Everything happens in the whole world, but to encourage the Patriarchate of Constantinople to take such detrimental steps for the Universal Orthodoxy – this is highly unlikely. Why should Patriarch Bartholomew agree to have a clash with at least part of other Orthodox Churches? How would it benefit Constantinople?

Why should Patriarch Bartholomew agree to have a clash with at least part of other Orthodox Churches? How would it benefit Constantinople?

Those who passionately believe in the advent of Tomos, for the most are completely religiously indifferent, sometimes directly claiming to be atheists. But what gains would this Tomos bring to fthe state in case (hardly) if it were given? 

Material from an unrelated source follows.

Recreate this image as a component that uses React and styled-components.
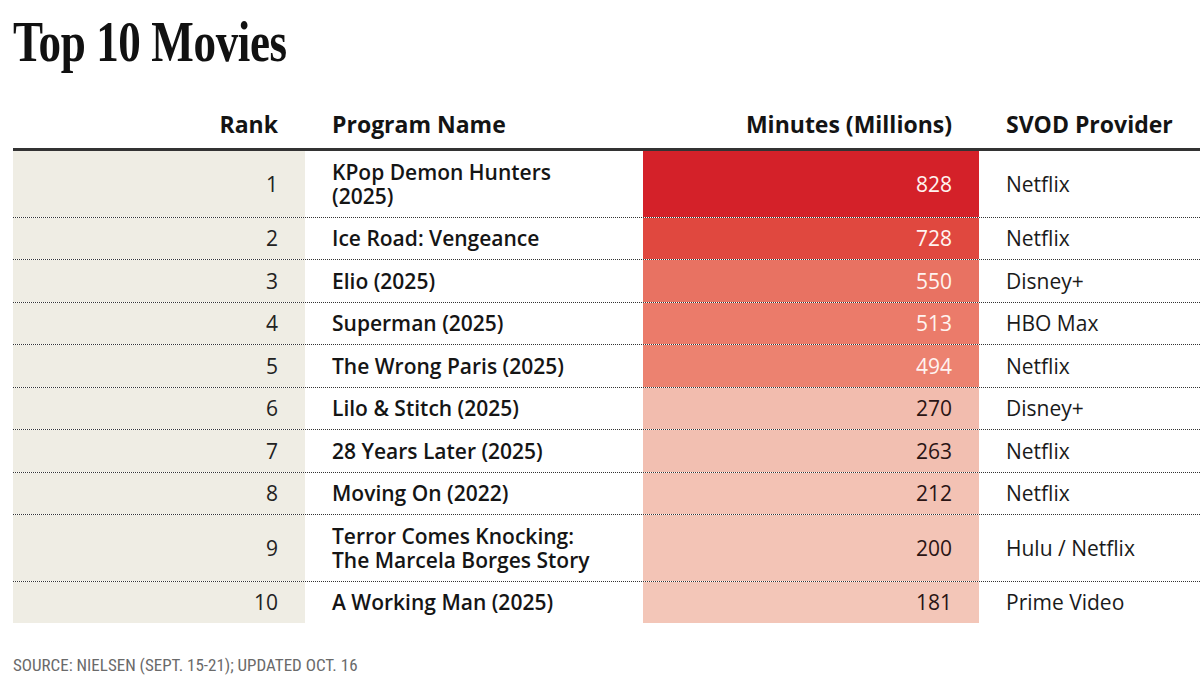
import React from "react";
import styled, { createGlobalStyle } from "styled-components";

const GlobalStyle = createGlobalStyle`
  html, body {
    margin: 0;
    padding: 0;
    background: #ffffff;
  }
  body {
    font-family: "Open Sans", "Liberation Sans", sans-serif;
    color: #1c1c1c;
  }
`;

const Page = styled.div`
  width: 1200px;
  height: 682px;
  overflow: hidden;
  padding: 0 0 0 13px;
  box-sizing: border-box;
  display: flex;
  flex-direction: column;
`;

const Title = styled.h1`
  margin: 14px 0 0;
  font-family: "Liberation Serif", "Times New Roman", serif;
  font-weight: 700;
  font-size: 56px;
  line-height: 56px;
  letter-spacing: -0.5px;
  color: #111;
  > span {
    display: inline-block;
    transform: scaleX(0.805);
    transform-origin: left center;
  }
`;

const COLUMNS = "292px 338px 336px 221px";

const HeaderRow = styled.div`
  display: grid;
  grid-template-columns: ${COLUMNS};
  margin-top: 41px;
  padding-bottom: 10px;
  border-bottom: 3px solid #333;
`;

const HeaderCell = styled.div`
  font-size: 23px;
  line-height: 27px;
  font-weight: 700;
  color: #141414;
  text-align: ${(p) => (p.$right ? "right" : "left")};
  padding: ${(p) => (p.$right ? "0 27px 0 0" : "0 0 0 27px")};
`;

const Row = styled.div`
  display: grid;
  grid-template-columns: ${COLUMNS};
  border-bottom: 1px dotted #333;
  &:last-child {
    border-bottom: none;
  }
`;

const Cell = styled.div`
  display: flex;
  align-items: center;
  padding: 8.75px 27px;
  font-size: 21px;
  line-height: 24px;
`;

const RankCell = styled(Cell)`
  justify-content: flex-end;
  background: #efede4;
  color: #222;
`;

const NameCell = styled(Cell)`
  font-weight: 600;
  color: #151515;
  white-space: nowrap;
`;

const MinutesCell = styled(Cell)`
  justify-content: flex-end;
  font-weight: 500;
  background: ${(p) => p.$tone};
  color: ${(p) => (p.$light ? "#fff4f0" : "#2a1414")};
`;

const ProviderCell = styled(Cell)`
  color: #1a1a1a;
`;

const Source = styled.div`
  margin-top: 32px;
  font-family: "Liberation Sans Narrow", "Roboto Condensed", Roboto, sans-serif;
  font-size: 17px;
  color: #6a6a6a;
`;

const movies = [
  { rank: 1, name: ["KPop Demon Hunters", "(2025)"], minutes: 828, provider: "Netflix", tone: "#d42129", light: true },
  { rank: 2, name: ["Ice Road: Vengeance"], minutes: 728, provider: "Netflix", tone: "#e0483f", light: true },
  { rank: 3, name: ["Elio (2025)"], minutes: 550, provider: "Disney+", tone: "#e87262", light: true },
  { rank: 4, name: ["Superman (2025)"], minutes: 513, provider: "HBO Max", tone: "#eb7b6a", light: true },
  { rank: 5, name: ["The Wrong Paris (2025)"], minutes: 494, provider: "Netflix", tone: "#ec8270", light: true },
  { rank: 6, name: ["Lilo & Stitch (2025)"], minutes: 270, provider: "Disney+", tone: "#f2bcae" },
  { rank: 7, name: ["28 Years Later (2025)"], minutes: 263, provider: "Netflix", tone: "#f2bfb1" },
  { rank: 8, name: ["Moving On (2022)"], minutes: 212, provider: "Netflix", tone: "#f3c2b4" },
  { rank: 9, name: ["Terror Comes Knocking:", "The Marcela Borges Story"], minutes: 200, provider: "Hulu / Netflix", tone: "#f3c4b6" },
  { rank: 10, name: ["A Working Man (2025)"], minutes: 181, provider: "Prime Video", tone: "#f3c6b8" },
];

const App = () => {
  return (
    <>
      <GlobalStyle />
      <Page>
        <Title>
          <span>Top 10 Movies</span>
        </Title>

        <HeaderRow>
          <HeaderCell $right>Rank</HeaderCell>
          <HeaderCell>Program Name</HeaderCell>
          <HeaderCell $right>Minutes (Millions)</HeaderCell>
          <HeaderCell>SVOD Provider</HeaderCell>
        </HeaderRow>

        <div>
          {movies.map((m) => (
            <Row key={m.rank}>
              <RankCell>{m.rank}</RankCell>
              <NameCell>
                <div>
                  {m.name.map((line) => (
                    <div key={line}>{line}</div>
                  ))}
                </div>
              </NameCell>
              <MinutesCell $tone={m.tone} $light={m.light}>
                {m.minutes}
              </MinutesCell>
              <ProviderCell>{m.provider}</ProviderCell>
            </Row>
          ))}
        </div>

        <Source>SOURCE: NIELSEN (SEPT. 15-21); UPDATED OCT. 16</Source>
      </Page>
    </>
  );
};

export default App;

The sausage would fall in price, as the prominent economist and canonist Oleg Tiagnibok thinks? It would be somewhat naive to expect this. One could expect another thing – the authorities would simply step up pressure on the Church, launch a campaign to take away the sanctities from the Church in favor of the newly formed structure, bring about new – and aggravate old – Ukrainian domestic conflicts.

When the authorities take up arms against their own peaceful and loyal citizens who belong to the Ukrainian Orthodox Church, this does not and cannot do any good to the country.

However, the fact that Constantinople wants to legalize the Filaret schism is extremely unlikely. Overcoming the split is bound to happen, yet not at the will of politicians pursuing their short-term selfish goals but according to the will of God. And believing Orthodox Christians of the Ukrainian Orthodox Church should not succumb to the hysteria that swells around this issue in the media but listen to the Primate and the episcopate of their Church. Their authority in the Orthodox world and their prayers are stronger than ambitions of the richest and most influential politicians.